With release of truth commission reports in several Central American countries - most recently Guatemala - there can no longer be any doubt about the historical reality.
In the 1980s, U.S.-backed forces committed widespread massacres, political murders and torture. Tens of thousands of civilians died. Many of the dead were children. Soldiers routinely raped women before executing them.
There can be no doubt, too, that President Reagan was an avid supporter of the implicated military forces, that he supplied them with weapons and that he actively sought to discredit human rights investigators and journalists who exposed the crimes.
It is also cleat that the massacres at El Mazote and other villages across El Salvador, the destruction of more than 600 Indian communities in Guatemala, and the torture and "disappearances" of dissidents throughout the region were as horrible as what Slobadan Milosevic's Serb army has done in Kosovo.
But for Milosovic and his henchmen, there is talk of a war crimes tribunal.
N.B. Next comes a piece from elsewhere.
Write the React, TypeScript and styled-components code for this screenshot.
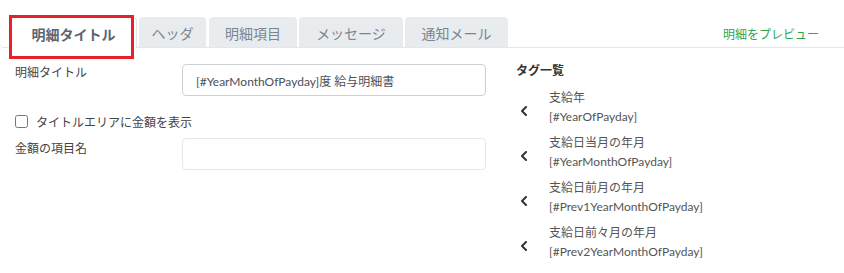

For Reagan, there are only honors, his name added to National Airport and etched into an international trade center, even a congressional plan to carve his visage into Mount Rushmore.
In the apt phrase of New York Times correspondent Raymond Bonner, the 1980s were a time of "weakness and deceit." Yet, the continuing blindness to crimes against humanity in Central America in the 1980s has brought that weakness and deceit into and through the 1990s, now as a permanent trait of Washington's political class.
Without doubt, it is safer for an American journalist or politician to wag a finger at Milosovic or at the killers in Rwanda or at the Khmer Rouge than it is to confront the guilt that pervaded Ronald Reagan's presidency.
Reagan, after all, has a throng of ideological enthusiasts - many with opinion columns and seats on weekend chat shows. Nothing makes them madder than to hear their hero disparaged.